Friday, June 21, 2013

Recycled Doonesbury: Second Thoughts on a Gilded Age

1990, first edition, from Andrews and MacMeel
G. B. Trudeau
Recycled Doonesbury: Second Thoughts on a Gilded Age
Original price $12.95, purchase price $6.95
Worn paperback
C+

I don't have the post-hiatus collection from 1987, Doonesbury Deluxe, so it was a big shock to see how much the series had declined after (for me) a five-year gap.  Things do pick up around '88 (Quayle of course helps) but it's borderline shark-jump at first.  The two biggest problems I had were, one, too much of characters I don't care about (no, please, no Duke & Honey wedding!), and two, OOC characters I do like.  With the latter, the decline and reconciliation of Mike & J.J. was the worst.  You've got Mike (already unhappily married) considering an affair with Nicole (who's lost her H as well as her glasses), and then J.J. leaving him, while pregnant, when she finds out, and then them getting back together after she gives birth on cable.  And then Zonker becomes their almost criminally neglectful babysitter.  (Meanwhile, Mike's future wife Kim is ironically foreshadowed when he makes up some names of women he could've cheated on J.J. with during their estrangement, while the real Kim, who should be about 15 now, is shown graduating as high school valedictorian.)  Incidentally, J.J. and Honey used to be college roommates, but they meet on Trump's boat as if for the first time, sloppy.

Also, I always found Max Headroom annoying, so I wasn't amused when Trudeau crossed him with Reagan.  Mr. Butts (product of Mike's guilt over a cigarette campaign) is more successful.  With Butts, and some of the U.S.A. Today humor, you can definitely see a change in Trudeau's art style, a bit better, though not enough to balance the decline in writing. 

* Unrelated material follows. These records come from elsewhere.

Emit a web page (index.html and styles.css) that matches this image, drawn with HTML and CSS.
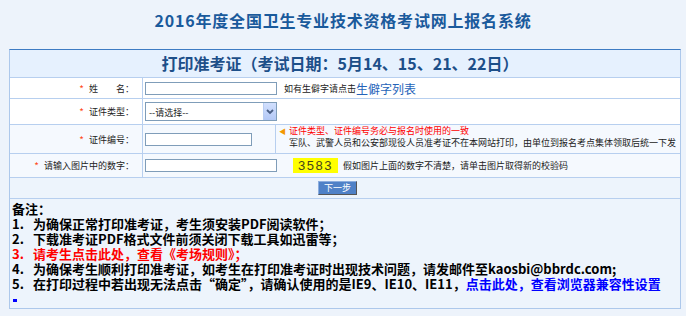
FILE: index.html
```html
<!DOCTYPE html>
<html lang="zh-CN">

<head>
    <meta charset="UTF-8">
    <title>2016年度全国卫生专业技术资格考试网上报名系统</title>
    <link rel="stylesheet" href="styles.css">
</head>

<body>
    <h1 class="site-title">2016年度全国卫生专业技术资格考试网上报名系统</h1>

    <div class="panel">
        <div class="panel-head">打印准考证（考试日期：5月14、15、21、22日）</div>

        <div class="form-row row-name">
            <div class="label"><span class="req">*</span>姓&emsp;&emsp;名：</div>
            <div class="field">
                <input class="txt" type="text">
                <span class="hint hint-rare">如有生僻字请点击</span><a class="rare-link" href="#">生僻字列表</a>
            </div>
        </div>

        <div class="form-row row-type">
            <div class="label"><span class="req">*</span>证件类型：</div>
            <div class="field">
                <div class="select">
                    <span class="select-text">--请选择--</span>
                    <span class="select-btn">
                        <svg width="8" height="6" viewBox="0 0 8 6">
                            <path d="M1 1 L4 4 L7 1" fill="none" stroke="#4a5f86" stroke-width="1.8"/>
                        </svg>
                    </span>
                </div>
            </div>
        </div>

        <div class="form-row row-id">
            <div class="label"><span class="req">*</span>证件编号：</div>
            <div class="field field-narrow">
                <input class="txt txt-short" type="text">
            </div>
            <div class="tip">
                <span class="tip-arrow">◀</span>
                <div class="tip-lines">
                    <div class="tip-warn">证件类型、证件编号务必与报名时使用的一致</div>
                    <div>军队、武警人员和公安部现役人员准考证不在本网站打印，由单位到报名考点集体领取后统一下发</div>
                </div>
            </div>
        </div>

        <div class="form-row row-code">
            <div class="label"><span class="req">*</span>请输入图片中的数字：</div>
            <div class="field">
                <input class="txt" type="text">
                <span class="captcha">3583</span>
                <span class="hint hint-code">假如图片上面的数字不清楚，请单击图片取得新的校验码</span>
            </div>
        </div>

        <div class="btn-row">
            <button class="btn-next" type="button">下一步</button>
        </div>

        <div class="notes">
            <div>备注：</div>
            <div class="note"><span class="num">1.</span>为确保正常打印准考证，考生须安装PDF阅读软件；</div>
            <div class="note"><span class="num">2.</span>下载准考证PDF格式文件前须关闭下载工具如迅雷等；</div>
            <div class="note note-red"><span class="num">3.</span>请考生点击此处，查看《考场规则》；</div>
            <div class="note"><span class="num">4.</span>为确保考生顺利打印准考证，如考生在打印准考证时出现技术问题，请发邮件至kaosbi@bbrdc.com;</div>
            <div class="note"><span class="num">5.</span>在打印过程中若出现无法点击“确定”，请确认使用的是IE9、IE10、IE11，<a class="note-link" href="#">点击此处，查看浏览器兼容性设置</a></div>
            <div class="dot"></div>
        </div>
    </div>
</body>

</html>
```

FILE: styles.css
```css
body {
    margin: 0;
    background-color: #edf3fb;
    font-family: "Noto Sans CJK SC", sans-serif;
    color: #000;
}

.site-title {
    margin: 10px 0 19px;
    font-size: 16px;
    line-height: 20px;
    letter-spacing: 0.8px;
    text-align: center;
    color: #1a5a9c;
}

.panel {
    margin-left: 9px;
    width: 672px;
    box-sizing: border-box;
    border: 1px solid #adc8eb;
    border-top: 1px solid #3d7bc3;
    background-color: #edf4fc;
}

.panel-head {
    height: 28px;
    box-sizing: border-box;
    padding-right: 10px;
    border-bottom: 1px solid #b7cfef;
    background-color: #e6f1fe;
    font-size: 16px;
    font-weight: bold;
    line-height: 27px;
    text-align: center;
    color: #1d4f89;
}

.form-row {
    display: flex;
    box-sizing: border-box;
    border-bottom: 1px solid #b7cfef;
    background-color: #fff;
    font-size: 9px;
    color: #222;
}

.row-name {
    height: 21px;
}

.row-type {
    height: 26px;
}

.row-id {
    height: 29px;
    background-color: #f5f9fe;
}

.row-code {
    height: 24px;
    background-color: #f5f9fe;
}

.label {
    width: 133px;
    flex: none;
    padding-right: 8px;
    box-sizing: border-box;
    border-right: 1px solid #b7cfef;
    display: flex;
    align-items: center;
    justify-content: flex-end;
    white-space: nowrap;
}

.req {
    color: #ff4a1c;
    margin-right: 5px;
    font-size: 10px;
}

.field {
    flex: 1;
    padding-left: 2px;
    display: flex;
    align-items: center;
    white-space: nowrap;
}

.field-narrow {
    flex: none;
    width: 133px;
    box-sizing: border-box;
    border-right: 1px solid #b7cfef;
}

.txt {
    width: 132px;
    height: 13px;
    box-sizing: border-box;
    margin: 0;
    padding: 0 2px;
    border: 1px solid #7f9db9;
    background-color: #fff;
    font-size: 9px;
}

.txt-short {
    width: 107px;
}

.hint {
    color: #222;
}

.hint-rare {
    margin-left: 7px;
}

.rare-link {
    font-size: 12px;
    color: #2563b9;
    text-decoration: none;
}

.select {
    width: 132px;
    height: 19px;
    box-sizing: border-box;
    border: 1px solid #7f9db9;
    background-color: #fff;
    display: flex;
}

.select-text {
    flex: 1;
    padding-left: 3px;
    font-size: 9px;
    line-height: 19px;
}

.select-btn {
    width: 12px;
    display: flex;
    align-items: center;
    justify-content: center;
    border-left: 1px solid #b9cdf2;
    background: linear-gradient(#d2e0fd, #b3c8f6);
}

.tip {
    flex: 1;
    display: flex;
    padding-left: 3px;
    line-height: 12px;
    white-space: nowrap;
}

.tip-arrow {
    width: 10px;
    font-size: 7px;
    color: #f39800;
}

.tip-warn {
    color: #f00;
}

.captcha {
    margin-left: 16px;
    width: 45px;
    height: 15px;
    background-color: #ffff00;
    font-family: "Liberation Sans", sans-serif;
    font-size: 13px;
    line-height: 15px;
    letter-spacing: 1.5px;
    text-align: center;
    color: #45451c;
}

.hint-code {
    margin-left: 5px;
}

.btn-row {
    height: 21px;
    box-sizing: border-box;
    padding-left: 308px;
    border-bottom: 1px solid #b7cfef;
    display: flex;
    align-items: center;
}

.btn-next {
    width: 39px;
    height: 14px;
    padding: 0;
    border: 1px solid #8cadde;
    border-right-color: #555;
    border-bottom-color: #555;
    background-color: #4f81c7;
    font-family: "Noto Sans CJK SC", sans-serif;
    font-size: 9px;
    line-height: 12px;
    color: #fff;
}

.notes {
    height: 109px;
    box-sizing: border-box;
    padding: 2px 0 0 2px;
    font-size: 13px;
    font-weight: bold;
    line-height: 15px;
    white-space: nowrap;
}

.note {
    display: flex;
}

.num {
    width: 21px;
    flex: none;
}

.note-red {
    color: #f00;
}

.note-link {
    color: #00f;
    text-decoration: none;
}

.dot {
    margin: 8px 0 0 1px;
    width: 4px;
    height: 3px;
    background-color: #00f;
}
```
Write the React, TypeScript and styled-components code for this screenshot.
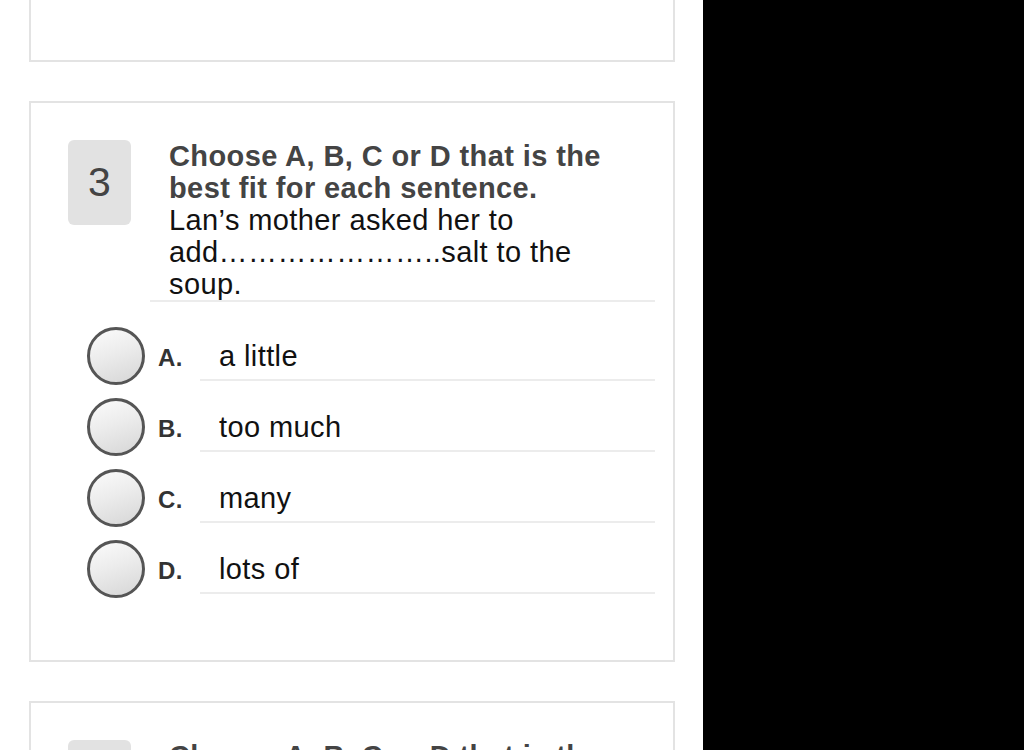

The '80s revival party Mark (still ostensibly straight by the way) hosts is a nice bit of nostalgia, including for the revival parties for the '60s and '70s, back in the day.  The '80s were hard on a lot of people, and Trudeau and his characters are no exceptions.  I skipped 1993's Portable Doonesbury, and ended up getting 1998's Bundled Doonesbury used.  Shark-jump or not, the fun was starting to end for me.